• [PROBLEM REQUIREMENTS] Read the listing and extract each line that includes the word "components".
>> BEGIN STORED DATA
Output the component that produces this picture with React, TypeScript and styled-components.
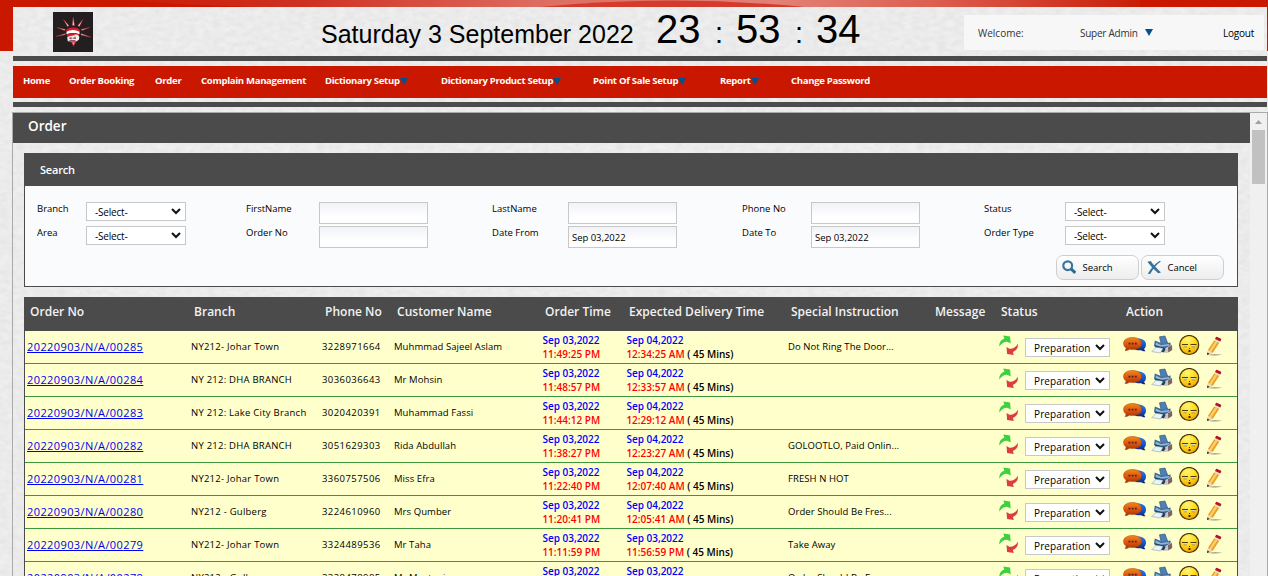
import React from "react";
import styled, { createGlobalStyle } from "styled-components";

const ui = `"Open Sans", "Noto Sans", sans-serif`;
const dark = "#4b4b4b";
const red = "#c91700";

// Faint paper grain for the page and the header strip.
const paper = `url("data:image/svg+xml,${encodeURIComponent(
  `<svg xmlns="http://www.w3.org/2000/svg" width="300" height="300"><filter id="n" x="0" y="0" width="100%" height="100%" color-interpolation-filters="sRGB"><feTurbulence type="fractalNoise" baseFrequency="0.12 0.2" numOctaves="3" seed="4" stitchTiles="stitch"/><feColorMatrix values="0.065 0 0 0 0.888  0.065 0 0 0 0.888  0.065 0 0 0 0.888  0 0 0 0 1"/></filter><rect width="300" height="300" filter="url(#n)"/></svg>`
)}")`;

const Global = createGlobalStyle`
  * { box-sizing: border-box; }
  html, body { margin: 0; padding: 0; }
  body { background: #ebebeb; font-family: ${ui}; font-size: 10px; color: #000; overflow: hidden; }
`;

const Page = styled.div`
  width: 1268px;
  height: 576px;
  overflow: hidden;
  display: flex;
  flex-direction: column;
  background: linear-gradient(${red}, ${red}) 0 0 / 100% 51px no-repeat, ${paper}, #ebebeb;
`;
const TopArt = styled.svg`
  display: block;
  flex: none;
`;
const Shell = styled.div`
  margin: 0 1px 0 13px;
  flex: none;
  background: ${paper}, #ececec;
`;
const Header = styled.header`
  height: 49px;
  display: flex;
  align-items: flex-start;
`;
const LogoBox = styled.div`
  margin: 5px 0 0 40px;
  width: 40px;
  height: 40px;
  flex: none;
`;
const Clock = styled.div`
  margin-left: 228px;
  width: 643px;
  flex: none;
  display: flex;
  align-items: baseline;
  font-family: "Liberation Sans", Arial, sans-serif;
  line-height: 44px;
  white-space: pre;
`;
const DateText = styled.span`
  font-size: 25px;
  width: 335px;
`;
const Digits = styled.span`
  font-size: 40px;
  width: 59px;
`;
const Colon = styled.span`
  font-size: 29px;
  width: 21px;
`;
const UserBar = styled.div`
  margin-top: 8px;
  width: 300px;
  height: 35px;
  background: #f7f7f7;
  display: flex;
  align-items: center;
  padding: 0 10px 0 14px;
  color: #333;
`;
const Welcome = styled.span`
  width: 102px;
`;
const UserName = styled.span`
  display: flex;
  align-items: center;
  gap: 7px;
  letter-spacing: -0.25px;
`;
const Logout = styled.span`
  margin-left: auto;
  color: #000;
  letter-spacing: -0.25px;
`;
const Rule = styled.div`
  height: 5px;
  background: ${dark};
`;
const Nav = styled.nav`
  height: 32px;
  margin: 5px 0 4px;
  background: ${red};
  display: flex;
  padding-left: 10px;
`;
const NavItem = styled.a<{ $w: number }>`
  width: ${(p) => p.$w}px;
  display: flex;
  align-items: center;
  height: 29px;
  color: #fff;
  font-size: 9.5px;
  font-weight: 700;
  letter-spacing: -0.28px;
  white-space: nowrap;
  & > svg { margin-top: 2px; }
`;
const Frame = styled.div`
  margin: 5px 0 0 12px;
  height: 464px;
  flex: none;
  border: 1px solid #a9a9a9;
  border-bottom: 0;
  display: flex;
`;
const Content = styled.main`
  width: 1237px;
  height: 463px;
  overflow: hidden;
`;
const PageTitle = styled.h1`
  margin: 0;
  height: 30px;
  background: ${dark};
  color: #fff;
  font-size: 13.5px;
  font-weight: 600;
  line-height: 26px;
  padding-left: 15px;
`;
const ScrollBar = styled.div`
  width: 17px;
  background: #f0f0f0;
  display: flex;
  flex-direction: column;
  align-items: center;
`;
const ScrollUp = styled.svg`
  display: block;
`;
const Thumb = styled.div`
  width: 13px;
  height: 54px;
  background: #c1c1c1;
`;
const SearchPanel = styled.section`
  margin: 10px 12px 0 11px;
  height: 134px;
  border: 1px solid ${dark};
  background: #fafbfd;
`;
const PanelTitle = styled.h2`
  margin: 0;
  height: 32px;
  background: ${dark};
  color: #fff;
  font-size: 11px;
  font-weight: 600;
  letter-spacing: -0.2px;
  line-height: 32px;
  padding-left: 15px;
`;
const Fields = styled.div`
  display: grid;
  grid-template-columns: 49px 160px 73px 173px 76px 174px 69px 173px 81px 100px;
  grid-auto-rows: 24px;
  padding: 16px 0 0 12px;
`;
const Label = styled.label`
  font-size: 9.5px;
  line-height: 14px;
  white-space: nowrap;
`;
const Input = styled.div`
  width: 109px;
  height: 22px;
  border: 1px solid #c8c8c8;
  background: linear-gradient(#f0f2f8, #fff 70%);
  padding-left: 3px;
  font-size: 9.5px;
  letter-spacing: -0.03px;
  line-height: 21px;
`;
const SelectBox = styled.div<{ $w: number; $ls: number }>`
  width: ${(p) => p.$w}px;
  height: 19px;
  border: 1px solid #c8c8c8;
  background: #fff;
  display: flex;
  align-items: center;
  justify-content: space-between;
  padding: 1px 4px 0 8px;
  letter-spacing: ${(p) => p.$ls}px;
  white-space: nowrap;
  & > svg { margin-top: -2px; }
`;
const Buttons = styled.div`
  display: flex;
  justify-content: flex-end;
  gap: 2px;
  margin: 5px 13px 0 0;
`;
const Button = styled.button`
  width: 83px;
  height: 25px;
  border: 1px solid #cfcfcf;
  border-radius: 7px;
  background: linear-gradient(#fff, #ededed);
  font: 9.5px ${ui};
  color: #000;
  padding: 0 0 0 5px;
  display: flex;
  align-items: center;
  gap: 5.5px;
`;
const Table = styled.section`
  margin: 10px 12px 0 11px;
  border: 1px solid ${dark};
  border-top: 0;
`;
const columns = "164px 131px 72px 148px 84px 162px 144px 66px 125px 1fr";
const HeadRow = styled.div`
  display: grid;
  grid-template-columns: ${columns};
  height: 34px;
  background: ${dark};
  color: #f2f2f2;
  font-size: 12px;
  font-weight: 600;
  letter-spacing: 0.02px;
  line-height: 30px;
`;
const HeadCell = styled.div`
  padding-left: 5px;
  white-space: nowrap;
`;
const Row = styled.div`
  display: grid;
  grid-template-columns: ${columns};
  height: 33px;
  background: #ffffcc;
  border-bottom: 1px solid #3c963c;
`;
const Cell = styled.div`
  padding-left: 2px;
  font-size: 9.5px;
  line-height: 32px;
  white-space: nowrap;
  letter-spacing: 0.07px;
`;
const BranchCell = styled(Cell)`
  letter-spacing: 0.24px;
`;
const PhoneCell = styled(Cell)`
  letter-spacing: 0.43px;
`;
const OrderLink = styled.a`
  color: #0000ee;
  font-size: 11px;
  letter-spacing: 0.4px;
  text-decoration: underline;
`;
const Stamp = styled.div`
  padding: 2px 0 0 2.4px;
  line-height: 14px;
  font-weight: 600;
  white-space: nowrap;
`;
const Day = styled.div`
  color: #0000ff;
`;
const Time = styled.span`
  color: #ff0000;
`;
const StatusCell = styled.div`
  display: flex;
  padding: 4px 0 0 3px;
  gap: 6px;
  & > div { margin-top: 3px; }
`;
const ActionCell = styled.div`
  display: flex;
  padding: 4px 0 0 2px;
  gap: 4px;
`;
const Icon = styled.svg`
  display: block;
  flex: none;
`;

const Down = () => (
  <Icon width="8" height="7" viewBox="0 0 8 7"><path d="M0 0h8L4 7z" fill="#00518f" /></Icon>
);
const Chevron = () => (
  <Icon width="10" height="7" viewBox="0 0 10 7"><path d="M1 1l4 4 4-4" fill="none" stroke="#111" strokeWidth="2" /></Icon>
);

const Logo = () => (
  <Icon width="40" height="40" viewBox="0 0 40 40">
    <rect width="40" height="40" fill="#231f20" />
    <g fill="#e9dcdc" stroke="#b5222d" strokeWidth=".5">
      <path d="M19.300 13.500l.9-8.500 1.300 8.500zM14.500 14.500L10.500 7.500 16 13.700zM24.800 13.700L29.800 7.500 26.500 14.500zM11.500 18.600L4 15.500 12.500 17.500zM28 17.500L36.500 15.500 29 18.600zM12 22.800L3 24.500 12.500 21.500zM28 21.500L38 25.200 28 23z" />
    </g>
    <path d="M13 19q.5-3.300 7-3.500 6.500.2 7 3.500l-1 1.500q-6-2.500-12 0z" fill="#d0202e" />
    <path d="M13.500 19.700q6.500-3.200 13 0v2.600q-6.500-2.600-13 0z" fill="#fff" />
    <path d="M14 22.300q6-2.300 12 0l-.5 6-3 2.500-2 4-2-4-4-2.500z" fill="#d0202e" />
    <path d="M14.300 25q3-1.600 7-1.500l.5-1 3 .3 1.500 2-.3 2.700-2.500 1.800h-8.700z" fill="#f4eeee" />
    <path d="M16 26.200h2.500m1 0h3.500M16.500 28.500h6M18 25v2.500m4-3v2.500" stroke="#77323a" strokeWidth=".8" />
    <path d="M19 30.500h3l-1.500 2.500z" fill="#e9a0a4" />
  </Icon>
);

const Swap = () => (
  <Icon width="20" height="21" viewBox="0 0 20 21">
    <path d="M.3 11.500Q-.2 5.500 5.300 3.400L4.300.4l6.800 1 .6 7-2.900-1.500Q4 6.200.3 11.500z" fill="#3fd03f" />
    <path d="M19 8.800Q19.300 15.200 13.900 17l.9 3-6.700-.9-.6-7 2.900 1.700Q15.500 14.200 19 8.800z" fill="#dc3f3b" />
  </Icon>
);

const Chat = () => (
  <Icon width="24" height="20" viewBox="0 0 24 20">
    <defs>
      <linearGradient id="chatOrange" x1="0" y1="0" x2="0" y2="1">
        <stop offset="0" stopColor="#ee8a18" /><stop offset=".55" stopColor="#dd520c" /><stop offset="1" stopColor="#9c3508" />
      </linearGradient>
      <linearGradient id="chatBlue" x1="0" y1="0" x2="0" y2="1">
        <stop offset="0" stopColor="#2d79e6" /><stop offset=".6" stopColor="#174fc4" /><stop offset="1" stopColor="#0a246e" />
      </linearGradient>
    </defs>
    <path d="M15 3.500c5 0 8 2.500 8 6 0 2-.8 3.500-2 4.500l1.500 2.200c-2.500 0-3.600-.6-4.500-1-5 .8-9-1.700-9-5.700s2-6 6-6z" fill="url(#chatBlue)" />
    <path d="M9.500 2.500c5.500 0 9 2.400 9 6s-3.500 6-9 6q-1.500 0-3-.3-1.500 1.300-4.500 1.500.9-1.200 1-2.600Q.5 11.500.5 8.500c0-3.600 3.500-6 9-6z" fill="url(#chatOrange)" stroke="#a84308" strokeWidth=".5" />
    <path d="M5.500 7.800h1.800v1.800H5.500zM8.700 7.800h1.800v1.800H8.700zM11.900 7.800h1.800v1.800h-1.800z" fill="#4c2030" />
  </Icon>
);

const Printer = () => (
  <Icon width="22" height="20" viewBox="0 0 22 20">
    <path d="M8.500 1.800l5.500-.8 2.600 7-6.600 1z" fill="#4e80b5" stroke="#284a78" strokeWidth=".6" />
    <path d="M3.800 5.500l5 2 1.500 1.500 6.500-1 2.700-.5.3 4.500L17 15H8L3 11z" fill="#3d6a9c" />
    <path d="M5 7.500l5 2.500 8-1 .5 1.500-9 1.500-5-2z" fill="#8db6d8" />
    <path d="M13 14l7.500-4.500.8 5L16 18l-4-.5z" fill="#cfc5c2" />
    <path d="M17 12.200l4-2.200.2 5-4 2.600z" fill="#7b6465" />
    <path d="M4 10.500l9 1.700 1.500 2-1.500 3-10.500-.7 2.500-3.500z" fill="#21425f" />
    <path d="M5 12.300l7 1-2.500 4.700L.8 16.600z" fill="#e9f4f9" stroke="#81909c" strokeWidth=".5" />
  </Icon>
);

const Face = () => (
  <Icon width="23" height="21" viewBox="0 0 23 21">
    <defs>
      <radialGradient id="faceFill" cx=".4" cy=".22" r=".85">
        <stop offset="0" stopColor="#fff57a" /><stop offset=".45" stopColor="#ffe01c" /><stop offset="1" stopColor="#f29a00" />
      </radialGradient>
    </defs>
    <circle cx="12.200" cy="10" r="9.500" fill="url(#faceFill)" stroke="#4a3205" strokeWidth="1.200" />
    <path d="M6 10h4.500v1.600H6.500zM14 10h4.500l-.5 1.600h-3.500z" fill="#d6dcc4" />
    <path d="M5 9.500h6M13.500 9.500h6" stroke="#4d3a08" strokeWidth="1" />
    <path d="M6.500 11.900h3.500M14.500 11.900H18" stroke="#8a7020" strokeWidth=".6" />
    <path d="M12 13h1v1h-1zM11.500 15h2v2h-2z" fill="#4a3000" />
  </Icon>
);

const Pencil = () => (
  <Icon width="20" height="21" viewBox="0 0 20 21">
    <path d="M3.500 20q6-1.400 15-.3-7 1.200-15 .3z" fill="#8f8f80" />
    <path d="M10.300 5.300l5 2.400L8.800 17.700 3 20l1.200-5.500z" fill="#e9a02b" />
    <path d="M11.500 5.900l2 1-6.700 10.300-1.700-1.200z" fill="#ffcf66" />
    <path d="M4.200 14.700l4.500 3L3 20z" fill="#f0d9b4" />
    <path d="M3.500 17.500l2 1.500L3 20z" fill="#1a1a1a" />
    <path d="M10.300 5.300l.8-1.400 5 2.300-.8 1.500z" fill="#e2e2e2" />
    <path d="M11 4l1-1.900q.5-.6 1.300-.2l3.300 1.500q.9.500.6 1.300l-.9 1.800z" fill="#b3161b" />
  </Icon>
);

const SearchIcon = () => (
  <Icon width="15" height="15" viewBox="0 0 15 15">
    <circle cx="5.700" cy="5.700" r="4.400" fill="none" stroke="#35779f" strokeWidth="2.200" />
    <path d="M9 8.800l4.300 4" stroke="#2e6b93" strokeWidth="3" />
  </Icon>
);
const CancelIcon = () => (
  <Icon width="15" height="15" viewBox="0 0 15 15">
    <path d="M.3 1.700l3.400-.7q3.300 4.800 10.300 11.500l-2.800.7Q5 8 .3 1.700z" fill="#36729c" />
    <path d="M14 1.200Q7.500 6 3.200 14l-2.400-.3Q5 6 12.300.9z" fill="#36729c" />
  </Icon>
);

const nav: [string, number, boolean][] = [
  ["Home", 46, false],
  ["Order Booking", 86, false],
  ["Order", 46, false],
  ["Complain Management", 124, false],
  ["Dictionary Setup", 116, true],
  ["Dictionary Product Setup", 152, true],
  ["Point Of Sale Setup", 127, true],
  ["Report", 71, true],
  ["Change Password", 100, false],
];

const heads = ["Order No", "Branch", "Phone No", "Customer Name", "Order Time", "Expected Delivery Time", "Special Instruction", "Message", "Status", "Action"];

interface Order {
  no: string; branch: string; phone: string; name: string;
  time: string; dueDay: string; due: string; note: string;
}
const orders: Order[] = [
  { no: "285", branch: "NY212- Johar Town", phone: "3228971664", name: "Muhmmad Sajeel Aslam", time: "11:49:25 PM", dueDay: "Sep 04,2022", due: "12:34:25 AM", note: "Do Not Ring The Door..." },
  { no: "284", branch: "NY 212: DHA BRANCH", phone: "3036036643", name: "Mr Mohsin", time: "11:48:57 PM", dueDay: "Sep 04,2022", due: "12:33:57 AM", note: "" },
  { no: "283", branch: "NY 212: Lake City Branch", phone: "3020420391", name: "Muhammad Fassi", time: "11:44:12 PM", dueDay: "Sep 04,2022", due: "12:29:12 AM", note: "" },
  { no: "282", branch: "NY 212: DHA BRANCH", phone: "3051629303", name: "Rida Abdullah", time: "11:38:27 PM", dueDay: "Sep 04,2022", due: "12:23:27 AM", note: "GOLOOTLO, Paid Onlin..." },
  { no: "281", branch: "NY212- Johar Town", phone: "3360757506", name: "Miss Efra", time: "11:22:40 PM", dueDay: "Sep 04,2022", due: "12:07:40 AM", note: "FRESH N HOT" },
  { no: "280", branch: "NY212 - Gulberg", phone: "3224610960", name: "Mrs Qumber", time: "11:20:41 PM", dueDay: "Sep 04,2022", due: "12:05:41 AM", note: "Order Should Be Fres..." },
  { no: "279", branch: "NY212- Johar Town", phone: "3324489536", name: "Mr Taha", time: "11:11:59 PM", dueDay: "Sep 03,2022", due: "11:56:59 PM", note: "Take Away" },
  { no: "278", branch: "NY212 - Gulberg", phone: "3328478985", name: "Mr Mustaqim", time: "11:08:16 PM", dueDay: "Sep 03,2022", due: "11:53:16 PM", note: "Order Should Be Fres..." },
];

const Select = ({ text, w, ls = -0.2 }: { text: string; w: number; ls?: number }) => (
  <SelectBox $w={w} $ls={ls}><span>{text}</span><Chevron /></SelectBox>
);

const OrderRow = ({ o }: { o: Order }) => (
  <Row>
    <Cell><OrderLink>20220903/N/A/00{o.no}</OrderLink></Cell>
    <BranchCell>{o.branch}</BranchCell>
    <PhoneCell>{o.phone}</PhoneCell>
    <Cell>{o.name}</Cell>
    <Stamp><Day>Sep 03,2022</Day><Time>{o.time}</Time></Stamp>
    <Stamp><Day>{o.dueDay}</Day><Time>{o.due}</Time> ( 45 Mins)</Stamp>
    <Cell>{o.note}</Cell>
    <Cell />
    <StatusCell><Swap /><Select text="Preparation" w={85} ls={0.12} /></StatusCell>
    <ActionCell><Chat /><Printer /><Face /><Pencil /></ActionCell>
  </Row>
);

export default function App() {
  return (
    <>
      <Global />
      <Page>
        <TopArt width="1268" height="7" viewBox="0 0 1268 7">
          <defs>
            <linearGradient id="sheen" x1="100" x2="1140" y1="0" y2="0" gradientUnits="userSpaceOnUse">
              <stop offset="0" stopColor="#c91700" />
              <stop offset=".2" stopColor="#cf3222" />
              <stop offset=".43" stopColor="#de6e62" />
              <stop offset=".65" stopColor="#e28176" />
              <stop offset=".8" stopColor="#dc5f50" />
              <stop offset="1" stopColor="#c91d07" />
            </linearGradient>
          </defs>
          <path d="M120 0Q180 5 260 7H1140V0z" fill="url(#sheen)" />
          <path d="M540 7Q670-6 805 7z" fill="#d43b2c" />
        </TopArt>
        <Shell>
          <Header>
            <LogoBox><Logo /></LogoBox>
            <Clock>
              <DateText>Saturday 3 September 2022</DateText>
              <Digits>23</Digits><Colon>:</Colon>
              <Digits>53</Digits><Colon>:</Colon>
              <Digits>34</Digits>
            </Clock>
            <UserBar>
              <Welcome>Welcome:</Welcome>
              <UserName>Super Admin <Down /></UserName>
              <Logout>Logout</Logout>
            </UserBar>
          </Header>
          <Rule />
          <Nav>
            {nav.map(([t, w, d]) => (
              <NavItem key={t} $w={w}>{t}{d && <Down />}</NavItem>
            ))}
          </Nav>
          <Rule />
        </Shell>
        <Frame>
          <Content>
            <PageTitle>Order</PageTitle>
            <SearchPanel>
              <PanelTitle>Search</PanelTitle>
              <Fields>
                <Label>Branch</Label><Select text="-Select-" w={100} />
                <Label>FirstName</Label><Input />
                <Label>LastName</Label><Input />
                <Label>Phone No</Label><Input />
                <Label>Status</Label><Select text="-Select-" w={100} />
                <Label>Area</Label><Select text="-Select-" w={100} />
                <Label>Order No</Label><Input />
                <Label>Date From</Label><Input>Sep 03,2022</Input>
                <Label>Date To</Label><Input>Sep 03,2022</Input>
                <Label>Order Type</Label><Select text="-Select-" w={100} />
              </Fields>
              <Buttons>
                <Button><SearchIcon />Search</Button>
                <Button><CancelIcon />Cancel</Button>
              </Buttons>
            </SearchPanel>
            <Table>
              <HeadRow>
                {heads.map((h) => <HeadCell key={h}>{h}</HeadCell>)}
              </HeadRow>
              {orders.map((o) => <OrderRow key={o.no} o={o} />)}
            </Table>
          </Content>
          <ScrollBar>
            <ScrollUp width="17" height="17" viewBox="0 0 17 17"><path d="M5 11l3.500-4 3.500 4z" fill="#a0a0a0" /></ScrollUp>
            <Thumb />
          </ScrollBar>
        </Frame>
      </Page>
    </>
  );
}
>> END STORED DATA
• [FINISHED EXERCISE]
Output the component that produces this picture with React, TypeScript and styled-components.
import styled, { createGlobalStyle } from "styled-components";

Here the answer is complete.